This isn't the first time Hollywood's been on strike. Here's how past strikes turned out
NEW YORK — The common refrain is that there's nothing Hollywood loves so much as its own history — but that's a history inextricable from its labor movements.
As the industry comes to a momentous halt courtesy of dual strikes by its actors and screenwriters, it's worth looking back at the effects of past protests, walkouts and other actions.
The Screen Actors Guild and the Screen Writers Guild, the forerunner to today's Writers Guild of America, were each founded in 1933, though threads of collective action and solidarity run to the very beginnings of the motion picture industry.
At its founding, SAG boasted less than two dozen members. Ninety years later, 65,000 SAG-AFTRA members are on strike (the two actors unions merged in 2012).
For a few decades, strikes erupted at a regular cadence. The first actors strikes came in the 1950s, and a SWG strike in 1953 secured the first television residuals. But protests largely tapered off by the late 1980s.
Before 1950, strikes were about basic working conditions, said Kate Fortmueller, associate professor of film and media history at Georgia State University and an expert in Hollywood labor history.
“Post-1950, the concerns are more about residuals, replays, so like distribution. So it’s less about sort of how we’re working and more about how do we share in the profits that our work continues to generate?” she said. The 2023 strikes, Fortmueller said, marks a return to the more fundamental concerns about working conditions — and existential worries about the industry's future.
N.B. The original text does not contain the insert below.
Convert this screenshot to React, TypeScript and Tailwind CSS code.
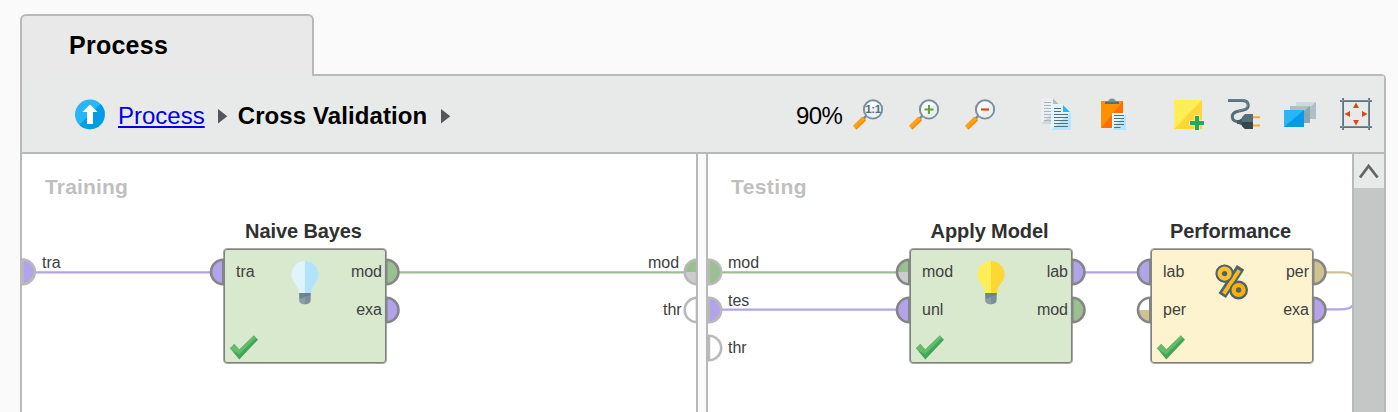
import type { ReactNode } from "react";

type Fill = "violet" | "green" | "khaki" | "white" | "gray";

const COLORS: Record<Fill, string> = {
  violet: "#b3a3ea",
  green: "#99c18f",
  khaki: "#cdc391",
  white: "#ffffff",
  gray: "#cccccc",
};

const FRAME = "#b9b9b9";
const NODE = "#858585";

function Icon({ children }: { children: ReactNode }) {
  return (
    <svg width="32" height="32" viewBox="0 0 32 32" className="block shrink-0">
      {children}
    </svg>
  );
}

function Magnifier({ children }: { children: ReactNode }) {
  return (
    <Icon>
      <path d="M15.6 16.6L11 21.2" stroke="#78909c" strokeWidth="2.6" />
      <path d="M2.6 29.6L12 20.4" stroke="#ffa21a" strokeWidth="5" />
      <path d="M4 31L13.6 21.6" stroke="#fb8c00" strokeWidth="1.6" />
      <circle cx="21" cy="11.4" r="9.1" fill="#f7f9fa" stroke="#78909c" strokeWidth="2" />
      <path d="M27 5.4A8.5 8.5 0 0 1 15 17.4Z" fill="#eceff1" />
      {children}
    </Icon>
  );
}

function CopyIcon() {
  return (
    <Icon>
      <path d="M1 .3H13L18 6V26H1Z" fill="#eceff1" />
      <path d="M1 26L11 16V26Z" fill="#cfd8dc" />
      <path d="M13 .3L18.5 6H13Z" fill="#b0bec5" />
      <path d="M4 4.5H11M4 7.5H11M4 10.5H11M4 13.5H11M4 16.5H11M4 19.5H11M4 22.5H11" stroke="#a9b6c0" />
      <path d="M11 6H23L31 14V32H11Z" fill="#e1f5fe" />
      <path d="M31 14V32H11Z" fill="#b3e5fc" />
      <path d="M23 7L30 14H23Z" fill="#29b6f6" />
      <path d="M14 10.5H21M14 13.5H21M14 16.5H28M14 19.5H28M14 22.5H28M14 25.5H28M14 28.5H28" stroke="#546e7a" />
    </Icon>
  );
}

function PasteIcon() {
  return (
    <Icon>
      <path d="M5 3H27V30H5Z" fill="#ff9100" />
      <path d="M27 3V30H5Z" fill="#ff6d00" />
      <path d="M9 6V3H12L14 .8H18L20 3H23V6Z" fill="#78909c" />
      <path d="M9 4H23V6H9Z" fill="#546e7a" />
      <path d="M16 15H30V32H16Z" fill="#e1f5fe" />
      <path d="M30 16V32H16Z" fill="#b3e5fc" />
      <path d="M18 17.5H28M18 20.5H28M18 23.5H28M18 26.5H28M18 29.5H24.5" stroke="#546e7a" />
    </Icon>
  );
}

function NoteIcon() {
  return (
    <Icon>
      <path d="M2 2H30V31H2Z" fill="#ffee58" />
      <path d="M30 2V31H2Z" fill="#fdd835" />
      <path d="M22.5 17.3H27.5V22.5H32.6V27.5H27.5V32.6H22.5V27.5H17.3V22.5H22.5Z" fill="#f3f6ee" />
      <path d="M23 18H27V23H32V27H27V32H23V27H18V23H23Z" fill="#21ab5b" />
    </Icon>
  );
}

function PlugIcon() {
  return (
    <Icon>
      <path d="M0 2.5H14C21.5 2.5 22.5 10.5 15.5 12L10 13.2C2 15 2.5 23.5 11 23.7" fill="none" stroke="#546e7a" strokeWidth="3" />
      <path d="M0 2H14C20.7 2 21.7 10 15.3 11.5L10 12.7" fill="none" stroke="#78909c" strokeWidth=".9" />
      <path d="M9 22H11L15 19.5V28L11 26H9Z" fill="#455a64" />
      <path d="M17 16H25V31H17L14 28V19Z" fill="#546e7a" />
      <path d="M14 24H25V31H17L14 28Z" fill="#37474f" />
      <path d="M25 19.3H32M25 27.6H32" stroke="#ffa726" strokeWidth="2" />
    </Icon>
  );
}

function LayersIcon() {
  return (
    <Icon>
      <path d="M12 4H32V21H12Z" fill="#cfd8dc" />
      <path d="M32 4V21H12Z" fill="#b0bec5" />
      <path d="M6 8H26V25H6Z" fill="#b0bec5" />
      <path d="M26 8V25H6Z" fill="#90a4ae" />
      <path d="M0 12H20V29H0Z" fill="#29b6f6" />
      <path d="M20 12V29H0Z" fill="#039be5" />
    </Icon>
  );
}

function FitIcon() {
  return (
    <Icon>
      <path d="M3 0V32M29 0V32M0 3H32M0 29H32" stroke="#546e7a" strokeWidth="2" />
      <path d="M2.7 0V32M28.7 0V32M0 2.7H32M0 28.7H32" stroke="#90a4ae" strokeWidth=".7" />
      <path d="M16 4.5L19 10H13ZM16 27.5L19 22H13ZM4.5 16L10 13V19ZM27.5 16L22 13V19Z" fill="#dd4519" />
    </Icon>
  );
}

function Crumb() {
  return (
    <svg width="10" height="17" viewBox="0 0 10 17" className="block shrink-0">
      <path d="M0 1L9.3 8.3L0 15.6Z" fill="#55555c" />
    </svg>
  );
}

/** Half-round connector; `side` is the direction in which the bow points. */
function Port({ x, y, side, top, bottom, stroke }: { x: number; y: number; side: "l" | "r"; top: Fill; bottom?: Fill; stroke: string }) {
  const s = side === "l" ? -1 : 1;
  const sweep = side === "l" ? 0 : 1;
  return (
    <g>
      <path d={`M${x} ${y - 12.3}A12.3 12.3 0 0 ${sweep} ${x} ${y + 12.3}Z`} fill={COLORS[top]} />
      {bottom && <path d={`M${x} ${y}H${x + s * 12.3}A12.3 12.3 0 0 ${sweep} ${x} ${y + 12.3}Z`} fill={COLORS[bottom]} />}
      <path d={`M${x} ${y - 12.3}A12.3 12.3 0 0 ${sweep} ${x} ${y + 12.3}Z`} fill="none" stroke={stroke} strokeWidth="2.6" />
    </g>
  );
}

function Wire({ d, color }: { d: string; color: Fill }) {
  return <path d={d} fill="none" stroke={COLORS[color]} strokeWidth="2.2" />;
}

function Bulb({ light, dark }: { light: string; dark: string }) {
  return (
    <svg width="28" height="44" viewBox="0 0 28 44" className="block">
      <path d="M14 0A13.6 13.6 0 0 0 .4 13.6C.4 21.5 7.8 24 7.8 32H14Z" fill={light} />
      <path d="M14 0A13.6 13.6 0 0 1 27.6 13.6C27.6 21.5 20.2 24 20.2 32H14Z" fill={dark} />
      <path d="M8.3 32H19.7V38.5Q19.7 43.3 14 43.3Q8.3 43.3 8.3 38.5Z" fill="#78909c" />
      <path d="M8.3 32H14V43.3Q8.3 43.3 8.3 38.5Z" fill="#8b9ea8" />
      <path d="M8.3 32H19.7V33.5L9 38Z" fill="#607d8b" opacity=".7" />
    </svg>
  );
}

function Percent() {
  return (
    <svg width="34" height="38" viewBox="0 0 34 38" className="block">
      <g fill="none" stroke="#4a6570">
        <circle cx="9.6" cy="9.6" r="4.6" strokeWidth="9.2" />
        <circle cx="23.6" cy="26" r="4.7" strokeWidth="9.4" />
        <path d="M25.6 3.4L7.2 31.6" strokeWidth="8.8" />
      </g>
      <path d="M24.2 6.2L8.8 29.6" stroke="#ffb718" strokeWidth="3.9" />
      <circle cx="9.6" cy="9.6" r="8" fill="none" stroke="#4a6570" strokeWidth="1.6" />
      <circle cx="23.6" cy="26" r="8" fill="none" stroke="#4a6570" strokeWidth="1.6" />
      <g fill="none" strokeWidth="4.4">
        <circle cx="9.6" cy="9.6" r="4.9" stroke="#ffc02c" />
        <circle cx="23.6" cy="26" r="4.9" stroke="#ffb000" />
      </g>
    </svg>
  );
}

function Check() {
  return (
    <svg width="30" height="26" viewBox="0 0 30 26" className="block">
      <path d="M1 13.2L5.2 9L10.3 14.5L24.8 .5L29 4.7L10.3 24.5Z" fill="#43a55a" />
      <path d="M1 13.2L5.2 9L10.3 14.5L24.8 .5L27 2.7L10.3 19.3L3.3 15.5Z" fill="#66bb6a" />
    </svg>
  );
}

interface NodeProps {
  x: number;
  y: number;
  title: string;
  tint: "green" | "cream";
  inputs: string[];
  outputs: string[];
  icon: ReactNode;
}

function OperatorNode({ x, y, title, tint, inputs, outputs, icon }: NodeProps) {
  return (
    <div className="absolute flex w-[164px] flex-col" style={{ left: x, top: y }}>
      <div className="h-[29px] pr-[3px] text-center text-[20px] leading-[24px] font-bold tracking-[-0.1px] whitespace-nowrap text-[#303030]">
        {title}
      </div>
      <div
        className={`relative flex h-[116px] justify-between rounded-[4px] border border-[#a8a8a6] pl-[12px] text-[16px] leading-[20px] text-[#404040] shadow-[inset_0_0_0_1px_#808080] ${
          tint === "green" ? "bg-[#d9e9ce]" : "bg-[#fdf4cf]"
        }`}
      >
        <div className="flex flex-col gap-[18px] pt-[13px]">
          {inputs.map((label) => (
            <span key={label}>{label}</span>
          ))}
        </div>
        <div className="flex flex-col gap-[18px] pt-[13px] pr-[4px] text-right">
          {outputs.map((label) => (
            <span key={label}>{label}</span>
          ))}
        </div>
        <div className="absolute top-[12px] left-[67px]">{icon}</div>
        <div className="absolute top-[86px] left-[5px]">
          <Check />
        </div>
      </div>
    </div>
  );
}

function PortLabel({ x, y, children }: { x: number; y: number; children: ReactNode }) {
  return (
    <span className="absolute text-[16px] leading-[20px] text-[#404040]" style={{ left: x, top: y }}>
      {children}
    </span>
  );
}

function TrainingPane() {
  return (
    <section className="relative w-[674px] shrink-0 overflow-hidden bg-white">
      <h2 className="pt-[21px] pl-[23px] text-[21px] leading-[24px] font-bold tracking-[0.15px] text-[#bfbfbf]">Training</h2>
      <OperatorNode x={201} y={65} title="Naive Bayes" tint="green" inputs={["tra"]} outputs={["mod", "exa"]} icon={<Bulb light="#e1f3fb" dark="#b3e3fb" />} />
      <svg width="674" height="258" viewBox="22 154 674 258" className="absolute top-0 left-0">
        <Wire d="M34 272.4H212" color="violet" />
        <Wire d="M399 272.4H685" color="green" />
        <Port x={22.5} y={271.8} side="r" top="violet" stroke={FRAME} />
        <Port x={223.3} y={272} side="l" top="violet" stroke={NODE} />
        <Port x={386.2} y={272} side="r" top="green" stroke={NODE} />
        <Port x={386.2} y={310} side="r" top="violet" stroke={NODE} />
        <Port x={697} y={272} side="l" top="green" bottom="gray" stroke={FRAME} />
        <Port x={697} y={310} side="l" top="white" stroke={FRAME} />
      </svg>
      <PortLabel x={20} y={99}>tra</PortLabel>
      <PortLabel x={626} y={99}>mod</PortLabel>
      <PortLabel x={641} y={146}>thr</PortLabel>
    </section>
  );
}

function TestingPane() {
  return (
    <section className="relative min-w-0 flex-1 overflow-hidden bg-white">
      <h2 className="pt-[21px] pl-[23px] text-[21px] leading-[24px] font-bold tracking-[0.4px] text-[#bfbfbf]">Testing</h2>
      <OperatorNode x={201} y={65} title="Apply Model" tint="green" inputs={["mod", "unl"]} outputs={["lab", "mod"]} icon={<Bulb light="#ffee58" dark="#fdd835" />} />
      <OperatorNode x={442} y={65} title="Performance" tint="cream" inputs={["lab", "per"]} outputs={["per", "exa"]} icon={<div className="-ml-[3px] pt-[3px]"><Percent /></div>} />
      <svg width="644" height="258" viewBox="708 154 644 258" className="absolute top-0 left-0">
        <Wire d="M720 272.4H898" color="green" />
        <Wire d="M720 309.6H898" color="violet" />
        <Wire d="M1085 272.4H1140" color="violet" />
        <Wire d="M1326 272.4H1342Q1351.5 272.4 1352.5 277" color="khaki" />
        <Wire d="M1326 309.3H1340Q1351.5 309 1352.5 305" color="violet" />
        <Port x={708.9} y={272} side="r" top="green" stroke={FRAME} />
        <Port x={708.9} y={310} side="r" top="violet" stroke={FRAME} />
        <Port x={708.9} y={348} side="r" top="white" stroke={FRAME} />
        <Port x={909.3} y={272} side="l" top="green" bottom="gray" stroke={NODE} />
        <Port x={909.3} y={310} side="l" top="violet" stroke={NODE} />
        <Port x={1072.2} y={272} side="r" top="violet" stroke={NODE} />
        <Port x={1072.2} y={310} side="r" top="green" stroke={NODE} />
        <Port x={1150.3} y={272} side="l" top="violet" stroke={NODE} />
        <Port x={1150.3} y={310} side="l" top="white" bottom="khaki" stroke={NODE} />
        <Port x={1313.2} y={272} side="r" top="khaki" stroke={NODE} />
        <Port x={1313.2} y={310} side="r" top="violet" stroke={NODE} />
      </svg>
      <PortLabel x={20} y={99}>mod</PortLabel>
      <PortLabel x={20} y={137}>tes</PortLabel>
      <PortLabel x={20} y={184}>thr</PortLabel>
    </section>
  );
}

function Toolbar() {
  return (
    <div className="flex h-[78px] shrink-0 items-start border-b-2 border-[#b9b9b9] bg-[#e8eae9] pl-[53px] text-[24px] leading-[28px] text-black">
      <div className="flex w-[721px] items-start pt-[23px]">
        <svg width="30" height="31" viewBox="0 0 30 31" className="block">
          <circle cx="15" cy="15.5" r="15" fill="#29b6f6" />
          <path d="M25.6 4.9A15 15 0 0 1 4.4 26.1Z" fill="#039be5" />
          <path d="M15 5.5L22.6 13H18V25H12V13H7.4Z" fill="#fff" />
        </svg>
        <a className="mt-[3px] ml-[13px] text-[#0000ee] underline decoration-2 underline-offset-[2px]">Process</a>
        <div className="mt-[9px] ml-[13px]">
          <Crumb />
        </div>
        <span className="mt-[3px] ml-[10px] font-bold tracking-[0.1px] whitespace-nowrap">Cross Validation</span>
        <div className="mt-[9px] ml-[14px]">
          <Crumb />
        </div>
      </div>
      <span className="w-[56px] pt-[26px] tracking-[-0.6px]">90%</span>
      <div className="flex gap-[44px] pt-[22px]">
        <div className="flex gap-[24px]">
          <Magnifier>
            <text x="21" y="15.4" textAnchor="middle" fontSize="11.5" fontWeight="bold" letterSpacing="-.4" fill="#546e7a">1:1</text>
          </Magnifier>
          <Magnifier>
            <path d="M21 7V16M16.5 11.5H25.5" stroke="#689f38" strokeWidth="2" />
          </Magnifier>
          <Magnifier>
            <path d="M17 11.5H25" stroke="#dd4519" strokeWidth="2.2" />
          </Magnifier>
        </div>
        <div className="flex gap-[24px]">
          <CopyIcon />
          <PasteIcon />
        </div>
        <div className="flex gap-[24px]">
          <NoteIcon />
          <PlugIcon />
          <LayersIcon />
          <FitIcon />
        </div>
      </div>
    </div>
  );
}

export default function App() {
  return (
    <div className="flex h-[412px] w-[1398px] flex-col overflow-hidden bg-[#fafafa] pt-[14px] pl-[20px] font-['Liberation_Sans',Arial,sans-serif]">
      <div className="z-10 -mb-[2px] flex h-[62px] w-[294px] shrink-0 items-start rounded-t-[6px] border-2 border-b-0 border-[#b9b9b9] bg-[#e9e9e9] pt-[15px] pl-[47px] text-[25px] leading-[28px] font-bold tracking-[0.25px] text-black">
        Process
      </div>
      <div className="flex h-[338px] w-[1366px] flex-col rounded-tr-[5px] border-x-2 border-t-2 border-[#b9b9b9]">
        <Toolbar />
        <div className="flex min-h-0 flex-1">
          <TrainingPane />
          <div className="w-[12px] shrink-0 border-x-2 border-[#b9b9b9] bg-[#fafafa]" />
          <TestingPane />
          <div className="flex w-[32px] shrink-0 flex-col border-l-2 border-[#b9b9b9] bg-[#c5c7c6]">
            <div className="flex h-[34px] items-center justify-center bg-[#e8eae9]">
              <svg width="22" height="18" viewBox="0 0 22 18" className="block">
                <path d="M2 15.5L10.6 4L19.6 15.5" fill="none" stroke="#646464" strokeWidth="2.8" />
              </svg>
            </div>
          </div>
        </div>
      </div>
    </div>
  );
}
Throughout it all the guilds have faced essentially the same opponent: the Alliance of Motion Picture and Television Producers. First a conglomerate of studio heads, it evolved to include studios and networks, and now boasts streamers and other major production companies, Fortmueller said.
“These streaming companies have origins in tech. And tech is a very different labor culture than Hollywood, in part because tech is not heavily unionized. And Hollywood has been for almost 100 years,” Fortmueller said, characterizing a major animating factor in AMPTP's evolution.
In a rare but major exception, the studios were not a combatant in one of Hollywood's most lurid strikes, a 227-day dispute between two so-called below-the-line unions that became defined by a single day. Whether you prefer “Bloody” or “Black” as the descriptor to that Friday in early October 1945, the resulting moniker for the melee in the Warner Bros. studio lot is appropriately weighty.
It may be tempting to prognosticate about the end of these concurrent strikes, but history is of little help here: Past strikes have spanned months and lasted minutes. Nonetheless, they're instructive for how the issues that drove the conflicts and the resolutions set the stage for today's disputes. Each success and failure has contributed to shaping the contemporary landscape.
Here’s a look at some of the most significant strikes in Hollywood labor history.
KEY ISSUE: Compensation, including residual payments, for shows and movies distributed digitally
MAIN RESULTS: Jurisdiction over projects created for the internet under certain guidelines; set compensation for ad-supported streaming programs; increased residuals for downloaded shows and movies
Since it was the most significant Hollywood strike in decades, it's the one most etched in most people's memories. All told, it had an estimated $2 billion impact on the California economy and is often credited with sending programming further into reality television's clutches (even if such gems as NBC's “My Dad Is Better Than Your Dad” didn't have much staying power).
While an analyst at the time told the AP the strike was “an unqualified success,” some WGA members felt they were pressured into accepting weaker terms because the Directors Guild of America negotiated their own contract on similar issues. A specter of that discontent reared its head again 15 years later, when the DGA reached a “truly historic” tentative agreement with AMPTP a little over a month into the 2023 writers strike.
“They have all these other concerns, like with prestige and credit and authorship ... and things that are not as tangible,” Fortmueller said of the directors guild's priorities through the ages.
KEY ISSUE: Residuals for television shows sold to foreign markets
MAIN RESULTS: More creative control over scripts and the reacquisition of original screenplays; salary increases, though guild negotiators said they were less successful in winning larger payments for the foreign market reruns
This contract was ratified on the 154th day of the strike, making it the longest WGA strike by a margin of one day.